*** Extracted data ***
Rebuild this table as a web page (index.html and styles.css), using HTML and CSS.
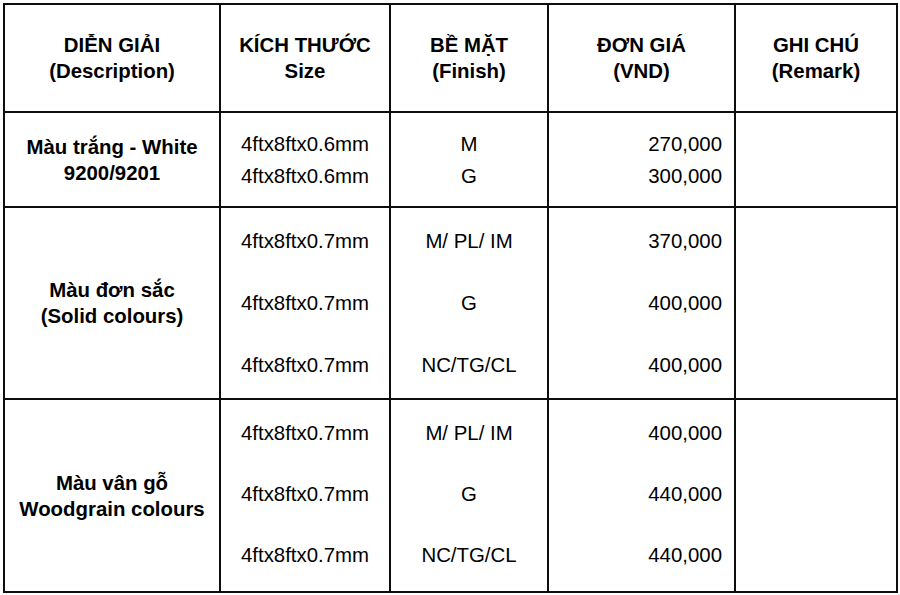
FILE: index.html
```html
<!DOCTYPE html>
<html lang="vi">
<head>
<meta charset="utf-8">
<title>Bảng giá</title>
<link rel="stylesheet" href="styles.css">
</head>
<body>
<div class="sheet">
  <div class="cell head">DIỄN GIẢI<br>(Description)</div>
  <div class="cell head">KÍCH THƯỚC<br>Size</div>
  <div class="cell head">BỀ MẶT<br>(Finish)</div>
  <div class="cell head">ĐƠN GIÁ<br>(VND)</div>
  <div class="cell head">GHI CHÚ<br>(Remark)</div>

  <div class="cell desc">Màu trắng - White<br>9200/9201</div>
  <div class="cell size"><div class="lines pair"><span>4ftx8ftx0.6mm</span><span>4ftx8ftx0.6mm</span></div></div>
  <div class="cell finish"><div class="lines pair"><span>M</span><span>G</span></div></div>
  <div class="cell price"><div class="lines pair"><span>270,000</span><span>300,000</span></div></div>
  <div class="cell"></div>

  <div class="cell desc">Màu đơn sắc<br>(Solid colours)</div>
  <div class="cell size"><div class="lines triple"><span>4ftx8ftx0.7mm</span><span>4ftx8ftx0.7mm</span><span>4ftx8ftx0.7mm</span></div></div>
  <div class="cell finish"><div class="lines triple"><span>M/ PL/ IM</span><span>G</span><span>NC/TG/CL</span></div></div>
  <div class="cell price"><div class="lines triple"><span>370,000</span><span>400,000</span><span>400,000</span></div></div>
  <div class="cell"></div>

  <div class="cell desc">Màu vân gỗ<br>Woodgrain colours</div>
  <div class="cell size"><div class="lines triple up"><span>4ftx8ftx0.7mm</span><span>4ftx8ftx0.7mm</span><span>4ftx8ftx0.7mm</span></div></div>
  <div class="cell finish"><div class="lines triple up"><span>M/ PL/ IM</span><span>G</span><span>NC/TG/CL</span></div></div>
  <div class="cell price"><div class="lines triple up"><span>400,000</span><span>440,000</span><span>440,000</span></div></div>
  <div class="cell"></div>
</div>
</body>
</html>
```

FILE: styles.css
```css
html, body {
  margin: 0;
  padding: 0;
  background: #ffffff;
}

body {
  font-family: "Liberation Sans", Arial, sans-serif;
  font-size: 20.4px;
  color: #000000;
}

.sheet {
  margin: 3px 0 0 3px;
  width: 895px;
  display: grid;
  grid-template-columns: 216px 170px 158px 187px 162px;
  grid-template-rows: 108px 95px 192px 193px;
  border-left: 2px solid #0d0d0d;
  border-top: 2px solid #0d0d0d;
  box-sizing: border-box;
}

.cell {
  border-right: 2px solid #0d0d0d;
  border-bottom: 2px solid #0d0d0d;
  display: flex;
  align-items: center;
  box-sizing: border-box;
  min-width: 0;
}

.head {
  font-weight: bold;
  justify-content: center;
  text-align: center;
  line-height: 26px;
}

.desc {
  font-weight: bold;
  justify-content: center;
  text-align: center;
  line-height: 26px;
}

.lines {
  display: flex;
  flex-direction: column;
  width: 100%;
}

.pair {
  line-height: 32px;
}

.triple {
  line-height: 31px;
  gap: 31px;
}

.up {
  gap: 30px;
  margin-top: -2px;
}

.size {
  padding-left: 20px;
}

.finish .lines {
  text-align: center;
}

.price {
  padding-right: 12px;
}

.price .lines {
  text-align: right;
}
```
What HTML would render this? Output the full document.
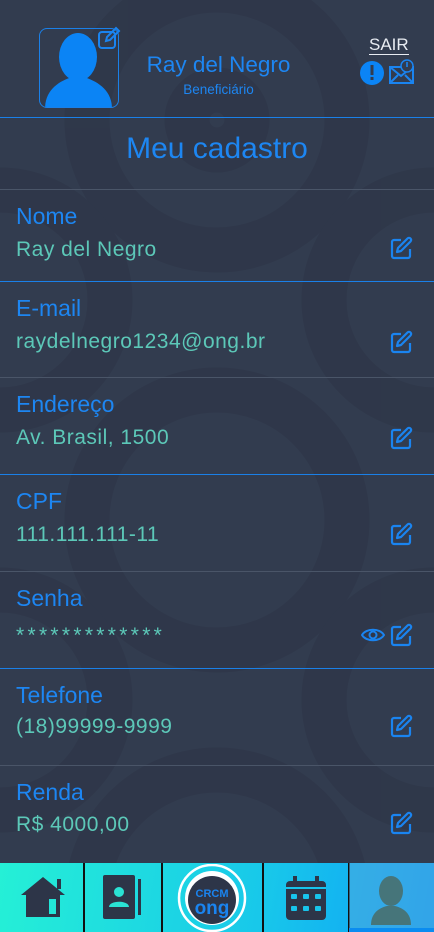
<!DOCTYPE html>
<html><head><meta charset="utf-8"><style>
*{margin:0;padding:0;box-sizing:border-box}
html,body{width:434px;height:932px;overflow:hidden}
body{background:#323c4f;font-family:"Liberation Sans",sans-serif;position:relative}
.bg{position:absolute;left:0;top:0}
.hl{position:absolute;left:0;width:434px;height:1px;background:#1a80e8}
.hl.g{background:#4a5568}
.lab{position:absolute;left:16px;color:#1d86f2;font-size:23px;white-space:nowrap}
.val{position:absolute;left:16px;color:#5cc8b8;font-size:21px;letter-spacing:.5px;white-space:nowrap}
.ed{position:absolute;left:389px;width:24px;height:24px}
.nav{position:absolute;left:0;top:863px;width:434px;height:69px;background:linear-gradient(100deg,#25f0d6,#18c8ea 60%,#0e9ef8);overflow:hidden}
.nav .d{position:absolute;top:0;width:2px;height:69px;background:#111}
</style></head><body>
<svg class="bg" width="434" height="932" viewBox="0 0 434 932">
<g fill="none" stroke="#2c3244" stroke-width="45" opacity=".45">
<circle cx="217" cy="120" r="130"/><circle cx="217" cy="120" r="30"/>
<circle cx="0" cy="300" r="110"/><circle cx="434" cy="300" r="110"/>
<circle cx="217" cy="520" r="130"/><circle cx="0" cy="700" r="110"/><circle cx="434" cy="700" r="110"/>
<circle cx="217" cy="900" r="130"/>
</g></svg>
<div style="position:absolute;left:39px;top:28px;width:80px;height:80px;border:1px solid #1a80e8;border-radius:8px;overflow:hidden">
<svg width="80" height="80" viewBox="0 0 80 80"><ellipse cx="38" cy="28" rx="19" ry="24" fill="#0b84f5"/><path d="M5 80 C5 60 20 52 32 48 L44 48 C56 52 72 60 72 80Z" fill="#0b84f5"/></svg>
</div>
<svg style="position:absolute;left:97px;top:26px" width="24" height="24" viewBox="0 0 24 24" fill="none" stroke="#1a84f0" stroke-width="2"><rect x="2" y="6" width="16" height="16" rx="3" fill="#323c4f"/><path d="M9 15l1-4 9-9 3 3-9 9z"/></svg>
<div style="position:absolute;left:120px;top:52px;width:197px;text-align:center;color:#1d86f2;font-size:22.5px;white-space:nowrap">Ray del Negro</div>
<div style="position:absolute;left:120px;top:82px;width:197px;text-align:center;color:#1d86f2;font-size:13.5px">Beneficiário</div>
<div style="position:absolute;left:369px;top:35px;color:#e8ecf2;font-size:17px;border-bottom:1px solid #e8ecf2;line-height:19px">SAIR</div>
<svg style="position:absolute;left:359px;top:59px" width="56" height="28" viewBox="0 0 56 28"><circle cx="13" cy="14" r="12" fill="#0b84f5"/><rect x="11.5" y="6" width="3" height="10" fill="#323c4f"/><rect x="11.5" y="18" width="3" height="3" fill="#323c4f"/><rect x="31" y="8" width="23" height="16" fill="none" stroke="#1a84f0" stroke-width="2"/><path d="M31 8l11 9 11-9M31 24l8-8M54 24l-8-8" fill="none" stroke="#1a84f0" stroke-width="2"/><circle cx="48" cy="7" r="6" fill="#323c4f" stroke="#1a84f0" stroke-width="1.5"/><rect x="47.2" y="3" width="1.6" height="5" fill="#1a84f0"/></svg>
<div class="hl" style="top:117px"></div>
<div style="position:absolute;left:0;top:132px;width:434px;text-align:center;color:#1d86f2;font-size:30px;white-space:nowrap">Meu cadastro</div>
<div class="hl g" style="top:189px"></div>

<div class="lab" style="top:203px">Nome</div><div class="val" style="top:238px">Ray del Negro</div>
<div class="hl" style="top:281px"></div>
<div class="lab" style="top:295px">E-mail</div><div class="val" style="top:330px">raydelnegro1234@ong.br</div>
<div class="hl g" style="top:377px"></div>
<div class="lab" style="top:391px">Endereço</div><div class="val" style="top:426px">Av. Brasil, 1500</div>
<div class="hl" style="top:474px"></div>
<div class="lab" style="top:488px">CPF</div><div class="val" style="top:523px">111.111.111-11</div>
<div class="hl g" style="top:571px"></div>
<div class="lab" style="top:585px">Senha</div><div class="val" style="top:624px;letter-spacing:3.3px">*************</div>
<div class="hl" style="top:668px"></div>
<div class="lab" style="top:682px">Telefone</div><div class="val" style="top:715px">(18)99999-9999</div>
<div class="hl g" style="top:765px"></div>
<div class="lab" style="top:779px">Renda</div><div class="val" style="top:813px">R$ 4000,00</div>

<svg width="0" height="0" style="position:absolute"><defs><g id="e" fill="none" stroke="#1a84f0" stroke-width="2.2" stroke-linejoin="round"><path d="M12 4H5a2 2 0 0 0-2 2v14a2 2 0 0 0 2 2h14a2 2 0 0 0 2-2v-7"/><path d="M18.5 2.5a2.1 2.1 0 0 1 3 3L12 15l-4 1 1-4z"/></g></defs></svg>
<svg class="ed" style="top:236px" viewBox="0 0 24 24"><use href="#e"/></svg>
<svg class="ed" style="top:330px" viewBox="0 0 24 24"><use href="#e"/></svg>
<svg class="ed" style="top:426px" viewBox="0 0 24 24"><use href="#e"/></svg>
<svg class="ed" style="top:522px" viewBox="0 0 24 24"><use href="#e"/></svg>
<svg class="ed" style="top:623px" viewBox="0 0 24 24"><use href="#e"/></svg>
<svg class="ed" style="top:714px" viewBox="0 0 24 24"><use href="#e"/></svg>
<svg class="ed" style="top:811px" viewBox="0 0 24 24"><use href="#e"/></svg>
<svg style="position:absolute;left:361px;top:625px" width="24" height="20" viewBox="0 0 24 20" fill="none" stroke="#1a84f0" stroke-width="2"><path d="M1 10C5 3 19 3 23 10C19 17 5 17 1 10Z"/><circle cx="12" cy="10" r="3.5"/></svg>

<div class="nav">
<div class="d" style="left:83px"></div><div class="d" style="left:161px"></div><div class="d" style="left:262px"></div><div class="d" style="left:348px"></div>
<div style="position:absolute;left:349px;top:0;width:85px;height:69px;background:rgba(80,170,220,.55)"></div>
<div style="position:absolute;left:349px;top:65px;width:85px;height:4px;background:#0a8cf0"></div>
<svg style="position:absolute;left:20px;top:10px" width="46" height="46" viewBox="0 0 46 46" fill="#2d3548"><path d="M1 22L23 4l22 18h-5v22H6V22z"/><rect x="37" y="6" width="4" height="10"/><rect x="29" y="26" width="7" height="15" fill="#22e6d8"/></svg>
<svg style="position:absolute;left:102px;top:10px" width="40" height="50" viewBox="0 0 40 50" fill="#2d3548"><rect x="1" y="2" width="32" height="44" rx="2"/><rect x="36" y="6" width="3" height="36"/><circle cx="17" cy="19" r="5" fill="#2ae2d4"/><path d="M7 34c0-7 20-7 20 0z" fill="#2ae2d4"/></svg>
<svg style="position:absolute;left:177px;top:1px" width="70" height="68" viewBox="0 0 70 68"><circle cx="35" cy="34" r="33" fill="none" stroke="#fff" stroke-width="2.5"/><circle cx="35" cy="34" r="27" fill="#fff"/><circle cx="35" cy="36" r="24" fill="#2d3548"/><text x="35" y="33" text-anchor="middle" font-family="Liberation Sans" font-weight="bold" font-size="11" fill="#1a84f0">CRCM</text><text x="35" y="50" text-anchor="middle" font-family="Liberation Sans" font-weight="bold" font-size="19" fill="#1a84f0">ong</text></svg>
<svg style="position:absolute;left:285px;top:12px" width="42" height="46" viewBox="0 0 42 46" fill="#2d3548"><rect x="1" y="6" width="40" height="39" rx="4"/><rect x="8" y="1" width="4" height="10"/><rect x="30" y="1" width="4" height="10"/><rect x="1" y="12" width="40" height="2" fill="#17c4ec"/><g fill="#17c4ec"><rect x="6" y="19" width="6" height="5" rx="1"/><rect x="18" y="19" width="6" height="5" rx="1"/><rect x="30" y="19" width="6" height="5" rx="1"/><rect x="6" y="31" width="6" height="5" rx="1"/><rect x="18" y="31" width="6" height="5" rx="1"/><rect x="30" y="31" width="6" height="5" rx="1"/></g></svg>
<svg style="position:absolute;left:369px;top:12px" width="44" height="50" viewBox="0 0 44 50" fill="#46757a"><ellipse cx="22" cy="16" rx="12" ry="15"/><path d="M2 50C2 38 10 33 18 31h8c8 2 16 7 16 19z"/></svg>
</div>
</body></html>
***
Show the lines that mention the word "this".

Rebuild this table as a web page (index.html and styles.css), using HTML and CSS.
What HTML would render this? Output the full document.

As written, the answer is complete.